On 25 August 1907, during a visit to William H. Durham’s North Avenue Mission only blocks away, Francescon was reportedly baptized in the Spirit. With fellow Pentecostal pioneer Pietro Ottolini, he stood for several years at the helm of an awakening at the Italian Grand Avenue Mission, which later took the name the Assemblea Cristiana (Christian Assembly). Francescon helped steer the church through several years of doctrinal turbulence (over issues such as the Sabbath), while continuing to stand firmly against further attempts to 'organize' the work. However, when the future of the Italian American Pentecostal movement depended on it he relented to the demand to structure the church along doctrinal and missional lines. He was thus among the chief founders and original overseers of the Christian Church of North America, the flagship denomination of the movement.

In 1911, Durham reported that Francescon had left for Italy to evangelize his home region. "It was never our privilege to meet a more blessed and powerful man of God", Durham wrote, "He is certainly doing, as it were, the work of an Apostle". From Chicago, Francescon also founded congregations in Los Angeles, Philadelphia, and St. Louis, leaving his wife and six children in the care of the Church quite often. Alongside his pioneering work on the North American front, Francescon is also counted among the most prominent of the founders of Pentecostal work in South America.
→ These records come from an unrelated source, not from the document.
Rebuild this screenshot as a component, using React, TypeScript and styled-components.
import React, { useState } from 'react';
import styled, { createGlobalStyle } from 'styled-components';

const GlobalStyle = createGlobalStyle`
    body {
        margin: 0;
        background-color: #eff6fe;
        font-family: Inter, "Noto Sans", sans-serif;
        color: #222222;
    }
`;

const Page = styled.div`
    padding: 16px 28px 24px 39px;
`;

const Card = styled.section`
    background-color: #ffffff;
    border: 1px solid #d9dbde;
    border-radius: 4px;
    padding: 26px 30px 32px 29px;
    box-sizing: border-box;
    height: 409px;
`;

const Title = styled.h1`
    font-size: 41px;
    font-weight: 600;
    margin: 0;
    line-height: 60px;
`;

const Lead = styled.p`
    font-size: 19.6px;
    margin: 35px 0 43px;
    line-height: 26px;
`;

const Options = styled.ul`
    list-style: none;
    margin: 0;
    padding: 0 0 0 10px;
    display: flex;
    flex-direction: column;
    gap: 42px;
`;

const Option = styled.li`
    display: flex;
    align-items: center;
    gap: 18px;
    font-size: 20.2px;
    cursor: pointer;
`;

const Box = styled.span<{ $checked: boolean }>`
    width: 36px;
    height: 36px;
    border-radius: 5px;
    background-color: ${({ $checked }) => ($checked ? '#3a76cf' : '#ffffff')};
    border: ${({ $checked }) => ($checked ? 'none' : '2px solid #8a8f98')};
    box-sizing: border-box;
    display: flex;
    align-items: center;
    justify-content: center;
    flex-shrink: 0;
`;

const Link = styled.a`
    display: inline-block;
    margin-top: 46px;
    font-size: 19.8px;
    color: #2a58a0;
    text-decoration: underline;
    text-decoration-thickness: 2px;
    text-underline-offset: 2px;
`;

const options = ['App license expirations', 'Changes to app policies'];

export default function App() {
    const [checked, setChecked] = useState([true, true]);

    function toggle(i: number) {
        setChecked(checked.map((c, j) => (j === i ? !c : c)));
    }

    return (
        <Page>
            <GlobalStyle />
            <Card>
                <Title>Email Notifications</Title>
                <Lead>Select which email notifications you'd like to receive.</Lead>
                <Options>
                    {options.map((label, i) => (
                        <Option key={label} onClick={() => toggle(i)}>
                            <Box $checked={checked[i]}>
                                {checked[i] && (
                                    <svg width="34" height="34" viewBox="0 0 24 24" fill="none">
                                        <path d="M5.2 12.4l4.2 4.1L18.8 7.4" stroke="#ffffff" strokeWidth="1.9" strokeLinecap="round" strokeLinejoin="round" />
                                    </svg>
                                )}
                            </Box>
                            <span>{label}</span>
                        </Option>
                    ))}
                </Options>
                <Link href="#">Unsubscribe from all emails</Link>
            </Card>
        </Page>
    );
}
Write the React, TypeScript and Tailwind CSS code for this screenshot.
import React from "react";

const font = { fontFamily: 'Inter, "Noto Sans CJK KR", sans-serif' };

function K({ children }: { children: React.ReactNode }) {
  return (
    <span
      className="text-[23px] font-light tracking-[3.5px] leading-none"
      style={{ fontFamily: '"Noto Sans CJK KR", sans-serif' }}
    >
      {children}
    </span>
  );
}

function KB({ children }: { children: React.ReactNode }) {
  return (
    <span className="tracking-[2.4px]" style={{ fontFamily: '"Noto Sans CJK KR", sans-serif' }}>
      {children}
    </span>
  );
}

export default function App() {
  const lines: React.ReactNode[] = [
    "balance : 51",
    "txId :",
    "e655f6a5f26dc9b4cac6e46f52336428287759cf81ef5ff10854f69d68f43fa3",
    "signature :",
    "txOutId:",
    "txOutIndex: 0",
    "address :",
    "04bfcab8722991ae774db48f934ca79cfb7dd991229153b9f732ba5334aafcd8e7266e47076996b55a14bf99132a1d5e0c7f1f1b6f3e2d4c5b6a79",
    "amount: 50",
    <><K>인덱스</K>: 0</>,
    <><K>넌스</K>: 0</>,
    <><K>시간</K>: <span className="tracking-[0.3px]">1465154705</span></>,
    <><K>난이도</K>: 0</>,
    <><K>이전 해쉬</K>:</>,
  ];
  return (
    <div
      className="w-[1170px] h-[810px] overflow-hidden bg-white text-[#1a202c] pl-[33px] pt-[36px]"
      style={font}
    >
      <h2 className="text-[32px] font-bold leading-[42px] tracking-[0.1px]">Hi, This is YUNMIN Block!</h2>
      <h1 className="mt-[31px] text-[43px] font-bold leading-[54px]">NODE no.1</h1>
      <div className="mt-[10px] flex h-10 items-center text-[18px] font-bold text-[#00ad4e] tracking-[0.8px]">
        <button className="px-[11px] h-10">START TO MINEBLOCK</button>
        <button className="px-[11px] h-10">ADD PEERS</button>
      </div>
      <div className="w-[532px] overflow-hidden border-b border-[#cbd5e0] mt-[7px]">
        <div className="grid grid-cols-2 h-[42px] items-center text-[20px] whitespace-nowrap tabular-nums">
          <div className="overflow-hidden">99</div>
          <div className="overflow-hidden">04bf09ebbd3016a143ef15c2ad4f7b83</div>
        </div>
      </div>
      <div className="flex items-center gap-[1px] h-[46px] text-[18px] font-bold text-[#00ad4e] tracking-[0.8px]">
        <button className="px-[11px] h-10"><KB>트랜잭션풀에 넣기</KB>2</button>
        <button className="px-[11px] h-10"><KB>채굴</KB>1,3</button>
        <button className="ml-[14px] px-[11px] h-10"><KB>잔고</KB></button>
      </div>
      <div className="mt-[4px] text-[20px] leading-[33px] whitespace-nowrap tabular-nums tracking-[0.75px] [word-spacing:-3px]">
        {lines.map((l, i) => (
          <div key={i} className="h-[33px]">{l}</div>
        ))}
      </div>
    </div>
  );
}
Accompanied by Giacomo Lombardi and Lucia Menna from the Chicago Mission, Francescon embarked on a missionary trip to family and friends in Argentina, arriving in Buenos Aires in October of 1909. His own report, and the historical memory of the churches he founded, attest to his evangelism being accompanied by healings and various miracles (such as the healing of Angela Zanetti, whose husband came from the same region as Francescon, through the visit of Francescon's associate, Amelia Borlenghi). On a sojourn to the city of San Cayetano, Francescon endured arrest and imprisonment, standing trial in the neighboring city of Necochea. Upon his release, he was forbidden from preaching ever again in San Cayetano. While the cause of his imprisonment is not certain, given his penchant for preaching to Catholics and the regional responses to Protestant proselytizing, he causes are probably not hard to guess. Afterwards, he returned to Buenos Aires. The fruit of Francescon’s work led years later to a prospering denomination, the "Asamblea Cristiana" (the 'Christian Assembly').

Francescon’s life-defining work still lay ahead. Among the diaspora in Brazil he founded the Congregação Cristã no Brasil (Por. for Christian Congregation in Brazil, the mother church for what would grow into a global denomination). In March of 1910 he arrived in São Paulo. One of his first contacts there was Vincenzo Pievani, an atheist. Pievani brought him to his home in San Antonio da Platina where Francescon conducted a fruitful outreach among the Roman Catholic population. His success attracted the attention of a local priest. The priest reportedly plotted to have Francescon killed, sparking Francescon's escape and return to São Paulo. There he witnessed to a number of Presbyterians, Methodists, and Roman Catholics, who left their parishes and joined the fledgling Pentecostal movement. He delivered a homily in Italian at a Presbyterian church in the Italian barrio known as the Brás, urging the congregation to seek the baptism in the Spirit. The eldership fervidly disapproved of both the manner and language Francescon used to deliver the sermon. Ordered to leave the congregation, Francescon carried a large number away with him and founded an independent congregation. The church became the linchpin for the Congregação Cristã, which remains to this day one of the largest Pentecostal denominations in Brazil.

Over his lifetime, Francescon made nine trips from his home church in Chicago to Brazil. Although he made no monetary demands, the Congregação Cristã funded his last two trips. Even until his death in 1964, at ninety-six-years-old and completely blind, Francescon continued to send letters of encouragement to the Pentecostal work he founded in Brazil.

Paul J. Palma


Sources:

Anderson, Allan, An Introduction to Pentecostalism: Global Charismatic Christianity, Cambridge: Cambridge University Press, 2004.

Bongiovanni, Guy, Pioneers of the Faith, Farrell, PA: Sound Ministries, 1971.

Francescon, Luigi, Faithful Testimony, 2nd ed., Oak Park, IL: privately printed, 1952.

Francescon, Luigi, Resumo de uma ramificao da ohra de Deus, 3rd ed., Chicago, 1958.

Palma, Paul J., Italian American Pentecostalism and the Struggle for Religious Identity, London: Routledge, 2020.

Read, William R., New Patterns of Church Growth, Grand Rapids: Eerdmans, 1965.

Toppi, Francesco, Luigi Francescon, I pionieri del risveglio pentecostale italiano serie, Rome: ADI-Media, 1997.